▸ **REQUEST**
Give every line of the data again, unchanged, but with no pictures.

▸ **DATASET SECTION**
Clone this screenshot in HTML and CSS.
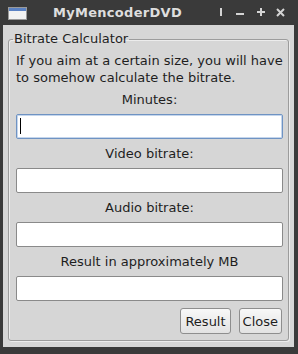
FILE: index.html
```html
<!DOCTYPE html>
<html lang="en">
<head>
    <meta charset="UTF-8">
    <meta name="viewport" content="width=device-width, initial-scale=1.0">
    <link rel="stylesheet" href="styles.css">
    <title>MyMencoderDVD</title>
</head>
<body>
    <div class="window">
        <div class="titlebar">
            <svg class="app-icon" width="19" height="13" viewBox="0 0 19 13">
                <rect x="0.5" y="0.5" width="18" height="12" fill="#f2f2f2" stroke="#9a9a9a"/>
                <rect x="1" y="1" width="17" height="3" fill="#5b82c4"/>
            </svg>
            <div class="title">MyMencoderDVD</div>
            <div class="controls">
                <svg width="3" height="9" viewBox="0 0 3 9"><rect x="0" y="0" width="2" height="8" fill="#d4d4d4"/></svg>
                <svg width="8" height="9" viewBox="0 0 8 9"><rect x="0" y="5" width="8" height="2" fill="#d4d4d4"/></svg>
                <svg width="8" height="9" viewBox="0 0 8 9"><rect x="0" y="3" width="8" height="2" fill="#d4d4d4"/><rect x="3" y="0" width="2" height="8" fill="#d4d4d4"/></svg>
                <svg width="9" height="9" viewBox="0 0 9 9"><path d="M1 1 L8 8 M8 1 L1 8" stroke="#d4d4d4" stroke-width="2"/></svg>
            </div>
        </div>

        <div class="client">
            <fieldset class="group">
                <legend>Bitrate Calculator</legend>
                <p class="intro">If you aim at a certain size, you will have to somehow calculate the bitrate.</p>

                <label for="minutes">Minutes:</label>
                <div class="input-wrap">
                    <input type="text" id="minutes" class="focused">
                    <span class="caret"></span>
                </div>

                <label for="video">Video bitrate:</label>
                <input type="text" id="video">

                <label for="audio">Audio bitrate:</label>
                <input type="text" id="audio">

                <label for="result">Result in approximately MB</label>
                <input type="text" id="result">

                <div class="buttons">
                    <button type="button">Result</button>
                    <button type="button">Close</button>
                </div>
            </fieldset>
        </div>
    </div>
</body>
</html>
```

FILE: styles.css
```css
*{
    box-sizing: border-box;
}
html, body{
    margin: 0;
    height: 100%;
}
body{
    background-color: #353535;
    font-family: "DejaVu Sans", sans-serif;
    font-size: 13px;
    color: #1e1e1e;
}
.window{
    width: 298px;
    height: 354px;
    background-color: #3a3a3a;
}
.titlebar{
    height: 25px;
    display: flex;
    align-items: center;
    padding: 0 0 0 8px;
}
.app-icon{
    display: block;
    margin-top: 1px;
}
.title{
    flex: 1;
    text-align: center;
    color: #dedede;
    font-weight: bold;
    font-size: 13px;
    letter-spacing: 0.3px;
    padding-right: 12px;
}
.controls{
    display: flex;
    align-items: center;
    gap: 0;
    margin-right: 13px;
}
.controls svg{
    display: block;
}
.controls svg:nth-child(2){
    margin-left: 13px;
}
.controls svg:nth-child(3){
    margin-left: 13px;
}
.controls svg:nth-child(4){
    margin-left: 11px;
}
.client{
    margin: 0 4px 0 3px;
    height: 322px;
    background-color: #d6d6d6;
    padding: 6px 5px 0 5px;
}
.group{
    margin: 0;
    height: 310px;
    border: 1px solid #9c9c9c;
    border-radius: 3px;
    box-shadow: inset 1px 1px 0 #ececec, 1px 1px 0 #ececec;
    padding: 5px 5px 5px 7px;
    display: flex;
    flex-direction: column;
}
.group legend{
    margin-left: -3px;
    padding: 0 1px;
    line-height: 16px;
}
.intro{
    margin: 0 0 5px;
    line-height: 17px;
}
label{
    display: block;
    text-align: center;
    line-height: 17px;
    margin-bottom: 6px;
}
input{
    display: block;
    width: 100%;
    height: 25px;
    margin: 0 0 6px;
    border: 1px solid #8a8a8a;
    border-radius: 2px;
    background-color: #fff;
    font-family: inherit;
    font-size: 13px;
    outline: none;
}
input.focused{
    border-color: #6f93c3;
    box-shadow: inset 0 0 0 1px #c5d6ec;
}
.input-wrap{
    position: relative;
}
.caret{
    position: absolute;
    left: 4px;
    top: 4px;
    width: 1px;
    height: 16px;
    background-color: #000;
}
.buttons{
    display: flex;
    justify-content: flex-end;
    gap: 8px;
    margin-top: 1px;
    padding-right: 1px;
}
button{
    height: 26px;
    padding: 0 4px;
    border: 1px solid #8e8e8e;
    border-radius: 3px;
    background: linear-gradient(#f8f8f8, #e2e2e2);
    font-family: inherit;
    font-size: 13px;
    color: #1e1e1e;
}
button:last-child{
    padding: 0 3px;
}
```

▸ **SOLUTION FOR THIS TASK**
Clone this screenshot in HTML and CSS.
FILE: index.html
```html
<!DOCTYPE html>
<html lang="en">
<head>
    <meta charset="UTF-8">
    <meta name="viewport" content="width=device-width, initial-scale=1.0">
    <link rel="stylesheet" href="styles.css">
    <title>MyMencoderDVD</title>
</head>
<body>
    <div class="window">
        <div class="titlebar">
            <svg class="app-icon" width="19" height="13" viewBox="0 0 19 13">
                <rect x="0.5" y="0.5" width="18" height="12" fill="#f2f2f2" stroke="#9a9a9a"/>
                <rect x="1" y="1" width="17" height="3" fill="#5b82c4"/>
            </svg>
            <div class="title">MyMencoderDVD</div>
            <div class="controls">
                <svg width="3" height="9" viewBox="0 0 3 9"><rect x="0" y="0" width="2" height="8" fill="#d4d4d4"/></svg>
                <svg width="8" height="9" viewBox="0 0 8 9"><rect x="0" y="5" width="8" height="2" fill="#d4d4d4"/></svg>
                <svg width="8" height="9" viewBox="0 0 8 9"><rect x="0" y="3" width="8" height="2" fill="#d4d4d4"/><rect x="3" y="0" width="2" height="8" fill="#d4d4d4"/></svg>
                <svg width="9" height="9" viewBox="0 0 9 9"><path d="M1 1 L8 8 M8 1 L1 8" stroke="#d4d4d4" stroke-width="2"/></svg>
            </div>
        </div>

        <div class="client">
            <fieldset class="group">
                <legend>Bitrate Calculator</legend>
                <p class="intro">If you aim at a certain size, you will have to somehow calculate the bitrate.</p>

                <label for="minutes">Minutes:</label>
                <div class="input-wrap">
                    <input type="text" id="minutes" class="focused">
                    <span class="caret"></span>
                </div>

                <label for="video">Video bitrate:</label>
                <input type="text" id="video">

                <label for="audio">Audio bitrate:</label>
                <input type="text" id="audio">

                <label for="result">Result in approximately MB</label>
                <input type="text" id="result">

                <div class="buttons">
                    <button type="button">Result</button>
                    <button type="button">Close</button>
                </div>
            </fieldset>
        </div>
    </div>
</body>
</html>
```

FILE: styles.css
```css
*{
    box-sizing: border-box;
}
html, body{
    margin: 0;
    height: 100%;
}
body{
    background-color: #353535;
    font-family: "DejaVu Sans", sans-serif;
    font-size: 13px;
    color: #1e1e1e;
}
.window{
    width: 298px;
    height: 354px;
    background-color: #3a3a3a;
}
.titlebar{
    height: 25px;
    display: flex;
    align-items: center;
    padding: 0 0 0 8px;
}
.app-icon{
    display: block;
    margin-top: 1px;
}
.title{
    flex: 1;
    text-align: center;
    color: #dedede;
    font-weight: bold;
    font-size: 13px;
    letter-spacing: 0.3px;
    padding-right: 12px;
}
.controls{
    display: flex;
    align-items: center;
    gap: 0;
    margin-right: 13px;
}
.controls svg{
    display: block;
}
.controls svg:nth-child(2){
    margin-left: 13px;
}
.controls svg:nth-child(3){
    margin-left: 13px;
}
.controls svg:nth-child(4){
    margin-left: 11px;
}
.client{
    margin: 0 4px 0 3px;
    height: 322px;
    background-color: #d6d6d6;
    padding: 6px 5px 0 5px;
}
.group{
    margin: 0;
    height: 310px;
    border: 1px solid #9c9c9c;
    border-radius: 3px;
    box-shadow: inset 1px 1px 0 #ececec, 1px 1px 0 #ececec;
    padding: 5px 5px 5px 7px;
    display: flex;
    flex-direction: column;
}
.group legend{
    margin-left: -3px;
    padding: 0 1px;
    line-height: 16px;
}
.intro{
    margin: 0 0 5px;
    line-height: 17px;
}
label{
    display: block;
    text-align: center;
    line-height: 17px;
    margin-bottom: 6px;
}
input{
    display: block;
    width: 100%;
    height: 25px;
    margin: 0 0 6px;
    border: 1px solid #8a8a8a;
    border-radius: 2px;
    background-color: #fff;
    font-family: inherit;
    font-size: 13px;
    outline: none;
}
input.focused{
    border-color: #6f93c3;
    box-shadow: inset 0 0 0 1px #c5d6ec;
}
.input-wrap{
    position: relative;
}
.caret{
    position: absolute;
    left: 4px;
    top: 4px;
    width: 1px;
    height: 16px;
    background-color: #000;
}
.buttons{
    display: flex;
    justify-content: flex-end;
    gap: 8px;
    margin-top: 1px;
    padding-right: 1px;
}
button{
    height: 26px;
    padding: 0 4px;
    border: 1px solid #8e8e8e;
    border-radius: 3px;
    background: linear-gradient(#f8f8f8, #e2e2e2);
    font-family: inherit;
    font-size: 13px;
    color: #1e1e1e;
}
button:last-child{
    padding: 0 3px;
}
```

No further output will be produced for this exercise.